# How to convert DVD movies to Quicktime movies?



## ddma (Mar 26, 2002)

Any idea?


----------



## starfleetX (Mar 26, 2002)

You need several different tools, including a stream demuxer, AC3 decoder, MPEG decoder, and then a tool to combine and sync the audio and video together. Often, even with the right tools, it's impossible to properly "rip" DVDs on the Mac. Also, some DVDs just don't play nice with the current tools. My Planet of the Apes DVD is one that just _refuses_ to rip correctly.

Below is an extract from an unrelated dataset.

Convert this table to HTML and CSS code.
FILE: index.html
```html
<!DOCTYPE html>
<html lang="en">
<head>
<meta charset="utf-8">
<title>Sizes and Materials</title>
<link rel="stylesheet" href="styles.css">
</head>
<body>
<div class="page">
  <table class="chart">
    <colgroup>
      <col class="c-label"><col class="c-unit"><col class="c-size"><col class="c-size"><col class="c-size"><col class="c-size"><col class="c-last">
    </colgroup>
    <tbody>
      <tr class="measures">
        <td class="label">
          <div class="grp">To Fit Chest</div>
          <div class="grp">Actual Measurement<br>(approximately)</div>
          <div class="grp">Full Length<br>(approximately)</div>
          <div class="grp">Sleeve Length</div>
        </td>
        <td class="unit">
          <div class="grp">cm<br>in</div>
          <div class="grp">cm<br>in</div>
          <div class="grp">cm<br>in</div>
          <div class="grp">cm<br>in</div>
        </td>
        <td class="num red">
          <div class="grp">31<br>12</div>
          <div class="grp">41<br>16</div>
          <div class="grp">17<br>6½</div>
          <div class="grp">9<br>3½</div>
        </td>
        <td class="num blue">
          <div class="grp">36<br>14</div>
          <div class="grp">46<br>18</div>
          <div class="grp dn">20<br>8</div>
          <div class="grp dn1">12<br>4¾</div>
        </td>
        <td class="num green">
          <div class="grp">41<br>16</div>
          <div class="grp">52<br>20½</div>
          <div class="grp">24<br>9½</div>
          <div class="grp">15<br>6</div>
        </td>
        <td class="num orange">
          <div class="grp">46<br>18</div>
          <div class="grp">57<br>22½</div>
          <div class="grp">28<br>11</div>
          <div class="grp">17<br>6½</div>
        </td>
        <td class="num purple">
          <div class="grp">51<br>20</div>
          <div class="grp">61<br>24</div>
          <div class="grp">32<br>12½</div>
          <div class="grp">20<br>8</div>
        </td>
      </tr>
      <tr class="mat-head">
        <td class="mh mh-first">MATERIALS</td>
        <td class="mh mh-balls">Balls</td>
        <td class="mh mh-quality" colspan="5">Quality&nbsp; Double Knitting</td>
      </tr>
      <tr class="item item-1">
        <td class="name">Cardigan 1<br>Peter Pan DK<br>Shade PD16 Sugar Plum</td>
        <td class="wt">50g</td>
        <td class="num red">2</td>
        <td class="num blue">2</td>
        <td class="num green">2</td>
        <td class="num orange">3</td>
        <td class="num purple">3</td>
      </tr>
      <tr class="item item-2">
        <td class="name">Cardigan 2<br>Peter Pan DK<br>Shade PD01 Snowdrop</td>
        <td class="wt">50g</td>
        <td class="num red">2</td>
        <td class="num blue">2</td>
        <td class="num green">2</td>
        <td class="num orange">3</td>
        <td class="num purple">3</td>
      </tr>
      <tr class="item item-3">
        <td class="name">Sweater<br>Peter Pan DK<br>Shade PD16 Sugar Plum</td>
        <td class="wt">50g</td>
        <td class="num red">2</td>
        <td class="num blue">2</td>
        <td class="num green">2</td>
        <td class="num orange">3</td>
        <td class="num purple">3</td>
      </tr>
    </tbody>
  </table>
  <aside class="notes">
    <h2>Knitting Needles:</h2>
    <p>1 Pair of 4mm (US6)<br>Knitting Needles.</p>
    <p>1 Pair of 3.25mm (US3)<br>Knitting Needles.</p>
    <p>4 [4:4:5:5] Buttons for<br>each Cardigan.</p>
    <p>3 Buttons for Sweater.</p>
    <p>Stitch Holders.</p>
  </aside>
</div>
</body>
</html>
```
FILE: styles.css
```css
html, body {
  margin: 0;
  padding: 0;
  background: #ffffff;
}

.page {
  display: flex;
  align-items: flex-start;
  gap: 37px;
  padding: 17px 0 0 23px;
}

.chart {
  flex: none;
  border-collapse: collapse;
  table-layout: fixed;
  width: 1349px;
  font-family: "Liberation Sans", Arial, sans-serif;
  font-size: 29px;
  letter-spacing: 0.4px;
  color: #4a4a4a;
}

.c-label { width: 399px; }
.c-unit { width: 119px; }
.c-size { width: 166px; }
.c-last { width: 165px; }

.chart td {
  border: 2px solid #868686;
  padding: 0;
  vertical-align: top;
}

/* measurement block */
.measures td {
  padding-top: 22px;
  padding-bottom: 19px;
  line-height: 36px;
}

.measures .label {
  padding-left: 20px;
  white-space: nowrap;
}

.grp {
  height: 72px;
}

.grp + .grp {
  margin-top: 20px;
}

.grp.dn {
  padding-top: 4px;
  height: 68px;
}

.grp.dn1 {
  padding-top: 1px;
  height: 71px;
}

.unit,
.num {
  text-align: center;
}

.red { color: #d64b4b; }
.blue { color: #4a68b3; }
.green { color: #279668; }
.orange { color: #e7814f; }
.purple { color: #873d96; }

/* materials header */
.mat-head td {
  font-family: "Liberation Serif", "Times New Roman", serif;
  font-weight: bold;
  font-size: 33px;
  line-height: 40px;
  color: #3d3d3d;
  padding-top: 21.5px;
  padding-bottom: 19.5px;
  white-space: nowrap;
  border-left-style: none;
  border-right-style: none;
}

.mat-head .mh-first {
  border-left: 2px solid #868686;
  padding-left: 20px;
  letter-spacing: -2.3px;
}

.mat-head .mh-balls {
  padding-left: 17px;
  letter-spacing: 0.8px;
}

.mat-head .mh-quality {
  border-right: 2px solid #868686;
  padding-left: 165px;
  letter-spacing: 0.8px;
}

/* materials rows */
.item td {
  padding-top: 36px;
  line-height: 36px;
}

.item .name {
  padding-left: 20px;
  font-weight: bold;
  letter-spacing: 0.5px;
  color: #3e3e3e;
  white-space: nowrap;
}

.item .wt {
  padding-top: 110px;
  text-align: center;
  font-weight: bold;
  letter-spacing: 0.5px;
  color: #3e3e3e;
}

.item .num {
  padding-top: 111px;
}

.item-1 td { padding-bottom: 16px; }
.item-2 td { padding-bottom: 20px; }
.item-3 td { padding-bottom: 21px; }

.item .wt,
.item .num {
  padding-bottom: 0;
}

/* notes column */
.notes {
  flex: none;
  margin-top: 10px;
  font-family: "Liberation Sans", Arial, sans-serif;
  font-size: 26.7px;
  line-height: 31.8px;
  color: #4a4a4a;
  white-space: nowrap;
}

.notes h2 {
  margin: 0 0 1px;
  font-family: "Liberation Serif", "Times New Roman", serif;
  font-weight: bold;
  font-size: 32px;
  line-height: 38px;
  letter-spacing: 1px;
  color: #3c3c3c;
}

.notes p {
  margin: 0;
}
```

Here are some app names to look for: mAC3dec, OSEx, QT Mutator, yade, MacMPEG2Decoder, and DVDExtractor.

Good luck.


----------



## ddma (Mar 26, 2002)

Oh... I thought there would be some tools which did all the jobs for me...


----------



## Crawfish (Mar 26, 2002)

Yeah. I remember looking into that myself a couple months back and found it way to difficult. You need many tools, hard drive space, memory, patience........we're just not there yet. If ya find anything let me know!


----------



## sithious (Mar 26, 2002)

... this may be a stupid question, but why would you want to turn a dvd into a quicktime movie?
i tend to watch my dvds on my dvd player ... lol


----------



## edX (Mar 26, 2002)

funny you should ask - some of the tools that were mentioned were released today or yesterday at www.versiontracker.com


----------



## Crawfish (Mar 26, 2002)

Do you listen to your CDs on your CD player or mp3s?


----------



## sithious (Mar 26, 2002)

> _askedby Crawfish _
> *Do you listen to your CDs on your CD player or mp3s? *



both, but i listen to mp3s whilst working on the mac. for watching films i'd sooner relax on the sofa in front of the tv than sit in front of my monitor ... do you prefer watching films on your monitor? all a matter of taste, i suppose ...


----------



## Crawfish (Mar 26, 2002)

yeah. I guess I don't want to argue but I do have a high definition wide screen tv with a progressive scan dvd player and watching dvd on it is ideal. However, to be able to rent a dvd or borrow one from someone and rip it to your hard drive would be nice too.


----------



## sithious (Mar 26, 2002)

> _Originally posted by Crawfish _
> * However, to be able to rent a dvd or borrow one from someone and rip it to your hard drive would be nice too. *



... ah, piracy.
this is where we get back to the point where everyone here rants and raves about software piracy but seems to think mp3s and ripped dvds are okay. don't misunderstand me, i'm not in any way attacking you at all, i just find it interesting that people go mad the moment someone uses the word warez but still treat threads like this as perfectly legitimate. 
if this thread wasn't about ripping dvds but about, say, serial numbers, it would have been closed the moment it started...
as i said, i'm not attacking you, i just find it fascinating that things that are basically exactly the same get treated differently ... strange. 
maybe someone could explain why?


----------



## themacko (Mar 26, 2002)

a dog is a dog is a dog is a dog is a cat.


----------



## sithious (Mar 26, 2002)

indeed. woof!


----------



## adambyte (Mar 26, 2002)

First of all, I, too, would like to learn how to rip DVDs.... and to be perfectly honest, not to pirate, but specifically to rip Moulin Rouge, simply because it's like one big long music video... one of those movies I can watch over and over... and this would be for convenience purposes, so I don't have to take that beautifully packaged two DVD set wherever I go and risk damaging it... can you tell I'm a fan?

Secondly...

It's interesting what's happening to our society... it has now become acceptable to steal artistic performances in the form of movies, music videos, tv shows, and songs... and although warez are popular, they seem shunned compared to the other things stolen.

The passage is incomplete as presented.